======== Source data ========
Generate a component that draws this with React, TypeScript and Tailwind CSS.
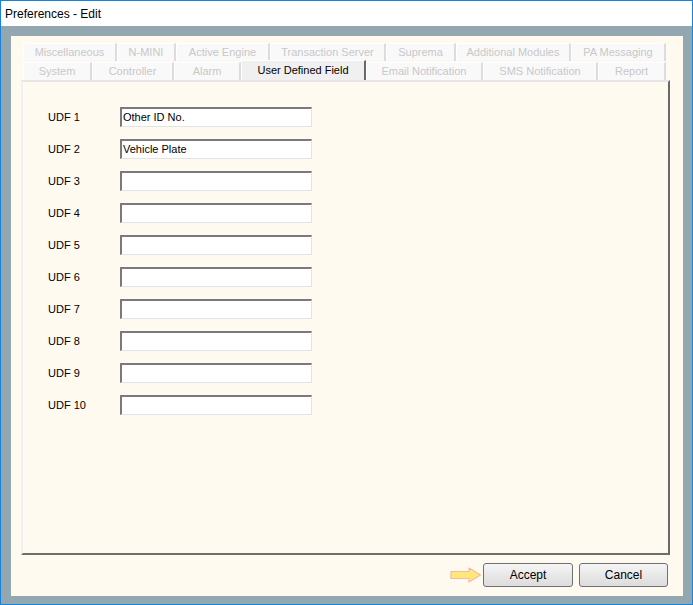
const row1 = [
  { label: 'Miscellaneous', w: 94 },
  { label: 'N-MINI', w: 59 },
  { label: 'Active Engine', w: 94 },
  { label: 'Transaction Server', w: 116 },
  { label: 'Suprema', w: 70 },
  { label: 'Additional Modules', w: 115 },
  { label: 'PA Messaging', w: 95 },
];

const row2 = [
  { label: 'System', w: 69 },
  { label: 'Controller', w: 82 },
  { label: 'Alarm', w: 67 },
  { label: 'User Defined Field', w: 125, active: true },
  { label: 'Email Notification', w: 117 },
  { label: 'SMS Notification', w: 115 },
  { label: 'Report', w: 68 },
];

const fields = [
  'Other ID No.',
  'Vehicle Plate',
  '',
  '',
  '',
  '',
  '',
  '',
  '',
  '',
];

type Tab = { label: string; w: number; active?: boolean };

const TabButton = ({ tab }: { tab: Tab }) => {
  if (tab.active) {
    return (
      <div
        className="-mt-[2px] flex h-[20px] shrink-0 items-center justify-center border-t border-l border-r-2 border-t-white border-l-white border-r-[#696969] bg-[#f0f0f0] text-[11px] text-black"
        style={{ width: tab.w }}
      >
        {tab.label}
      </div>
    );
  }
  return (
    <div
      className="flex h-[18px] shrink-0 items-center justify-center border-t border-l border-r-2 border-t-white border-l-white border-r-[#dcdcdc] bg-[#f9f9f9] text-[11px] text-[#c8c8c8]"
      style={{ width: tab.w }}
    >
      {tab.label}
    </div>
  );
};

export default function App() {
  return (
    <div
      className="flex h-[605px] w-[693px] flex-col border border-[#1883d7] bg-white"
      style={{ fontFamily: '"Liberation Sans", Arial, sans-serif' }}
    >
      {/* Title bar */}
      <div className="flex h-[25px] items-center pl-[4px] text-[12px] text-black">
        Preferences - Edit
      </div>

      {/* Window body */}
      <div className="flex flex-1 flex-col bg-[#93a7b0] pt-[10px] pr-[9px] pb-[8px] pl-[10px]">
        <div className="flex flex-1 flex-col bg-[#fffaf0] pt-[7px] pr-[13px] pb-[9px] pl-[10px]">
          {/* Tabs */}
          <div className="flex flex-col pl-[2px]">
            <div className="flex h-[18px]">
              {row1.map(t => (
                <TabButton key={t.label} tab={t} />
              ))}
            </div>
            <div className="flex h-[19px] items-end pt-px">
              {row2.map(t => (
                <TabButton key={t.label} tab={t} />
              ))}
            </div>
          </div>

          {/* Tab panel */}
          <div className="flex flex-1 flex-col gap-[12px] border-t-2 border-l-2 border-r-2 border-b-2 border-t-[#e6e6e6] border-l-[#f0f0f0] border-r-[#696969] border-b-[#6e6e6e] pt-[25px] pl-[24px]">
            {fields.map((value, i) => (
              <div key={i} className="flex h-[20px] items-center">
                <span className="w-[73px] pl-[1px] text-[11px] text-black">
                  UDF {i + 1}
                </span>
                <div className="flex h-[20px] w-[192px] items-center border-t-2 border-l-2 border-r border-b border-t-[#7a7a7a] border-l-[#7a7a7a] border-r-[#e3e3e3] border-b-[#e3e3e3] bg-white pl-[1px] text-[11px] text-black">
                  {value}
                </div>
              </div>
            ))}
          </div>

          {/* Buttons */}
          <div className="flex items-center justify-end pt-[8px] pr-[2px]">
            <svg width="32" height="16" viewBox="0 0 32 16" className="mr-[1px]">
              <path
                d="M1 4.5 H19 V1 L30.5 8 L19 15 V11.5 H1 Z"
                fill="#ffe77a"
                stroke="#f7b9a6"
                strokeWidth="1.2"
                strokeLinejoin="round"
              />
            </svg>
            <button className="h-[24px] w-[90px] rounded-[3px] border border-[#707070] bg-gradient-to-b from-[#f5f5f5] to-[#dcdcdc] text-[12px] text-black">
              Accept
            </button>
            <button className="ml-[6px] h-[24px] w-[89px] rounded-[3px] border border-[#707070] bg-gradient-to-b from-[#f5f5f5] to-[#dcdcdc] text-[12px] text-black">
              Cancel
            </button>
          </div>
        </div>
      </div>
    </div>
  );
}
========
→ **Short problem**: Return the whole listing, word for word, and leave out every picture.

→ **Answer below**:
Generate a component that draws this with React, TypeScript and Tailwind CSS.
const row1 = [
  { label: 'Miscellaneous', w: 94 },
  { label: 'N-MINI', w: 59 },
  { label: 'Active Engine', w: 94 },
  { label: 'Transaction Server', w: 116 },
  { label: 'Suprema', w: 70 },
  { label: 'Additional Modules', w: 115 },
  { label: 'PA Messaging', w: 95 },
];

const row2 = [
  { label: 'System', w: 69 },
  { label: 'Controller', w: 82 },
  { label: 'Alarm', w: 67 },
  { label: 'User Defined Field', w: 125, active: true },
  { label: 'Email Notification', w: 117 },
  { label: 'SMS Notification', w: 115 },
  { label: 'Report', w: 68 },
];

const fields = [
  'Other ID No.',
  'Vehicle Plate',
  '',
  '',
  '',
  '',
  '',
  '',
  '',
  '',
];

type Tab = { label: string; w: number; active?: boolean };

const TabButton = ({ tab }: { tab: Tab }) => {
  if (tab.active) {
    return (
      <div
        className="-mt-[2px] flex h-[20px] shrink-0 items-center justify-center border-t border-l border-r-2 border-t-white border-l-white border-r-[#696969] bg-[#f0f0f0] text-[11px] text-black"
        style={{ width: tab.w }}
      >
        {tab.label}
      </div>
    );
  }
  return (
    <div
      className="flex h-[18px] shrink-0 items-center justify-center border-t border-l border-r-2 border-t-white border-l-white border-r-[#dcdcdc] bg-[#f9f9f9] text-[11px] text-[#c8c8c8]"
      style={{ width: tab.w }}
    >
      {tab.label}
    </div>
  );
};

export default function App() {
  return (
    <div
      className="flex h-[605px] w-[693px] flex-col border border-[#1883d7] bg-white"
      style={{ fontFamily: '"Liberation Sans", Arial, sans-serif' }}
    >
      {/* Title bar */}
      <div className="flex h-[25px] items-center pl-[4px] text-[12px] text-black">
        Preferences - Edit
      </div>

      {/* Window body */}
      <div className="flex flex-1 flex-col bg-[#93a7b0] pt-[10px] pr-[9px] pb-[8px] pl-[10px]">
        <div className="flex flex-1 flex-col bg-[#fffaf0] pt-[7px] pr-[13px] pb-[9px] pl-[10px]">
          {/* Tabs */}
          <div className="flex flex-col pl-[2px]">
            <div className="flex h-[18px]">
              {row1.map(t => (
                <TabButton key={t.label} tab={t} />
              ))}
            </div>
            <div className="flex h-[19px] items-end pt-px">
              {row2.map(t => (
                <TabButton key={t.label} tab={t} />
              ))}
            </div>
          </div>

          {/* Tab panel */}
          <div className="flex flex-1 flex-col gap-[12px] border-t-2 border-l-2 border-r-2 border-b-2 border-t-[#e6e6e6] border-l-[#f0f0f0] border-r-[#696969] border-b-[#6e6e6e] pt-[25px] pl-[24px]">
            {fields.map((value, i) => (
              <div key={i} className="flex h-[20px] items-center">
                <span className="w-[73px] pl-[1px] text-[11px] text-black">
                  UDF {i + 1}
                </span>
                <div className="flex h-[20px] w-[192px] items-center border-t-2 border-l-2 border-r border-b border-t-[#7a7a7a] border-l-[#7a7a7a] border-r-[#e3e3e3] border-b-[#e3e3e3] bg-white pl-[1px] text-[11px] text-black">
                  {value}
                </div>
              </div>
            ))}
          </div>

          {/* Buttons */}
          <div className="flex items-center justify-end pt-[8px] pr-[2px]">
            <svg width="32" height="16" viewBox="0 0 32 16" className="mr-[1px]">
              <path
                d="M1 4.5 H19 V1 L30.5 8 L19 15 V11.5 H1 Z"
                fill="#ffe77a"
                stroke="#f7b9a6"
                strokeWidth="1.2"
                strokeLinejoin="round"
              />
            </svg>
            <button className="h-[24px] w-[90px] rounded-[3px] border border-[#707070] bg-gradient-to-b from-[#f5f5f5] to-[#dcdcdc] text-[12px] text-black">
              Accept
            </button>
            <button className="ml-[6px] h-[24px] w-[89px] rounded-[3px] border border-[#707070] bg-gradient-to-b from-[#f5f5f5] to-[#dcdcdc] text-[12px] text-black">
              Cancel
            </button>
          </div>
        </div>
      </div>
    </div>
  );
}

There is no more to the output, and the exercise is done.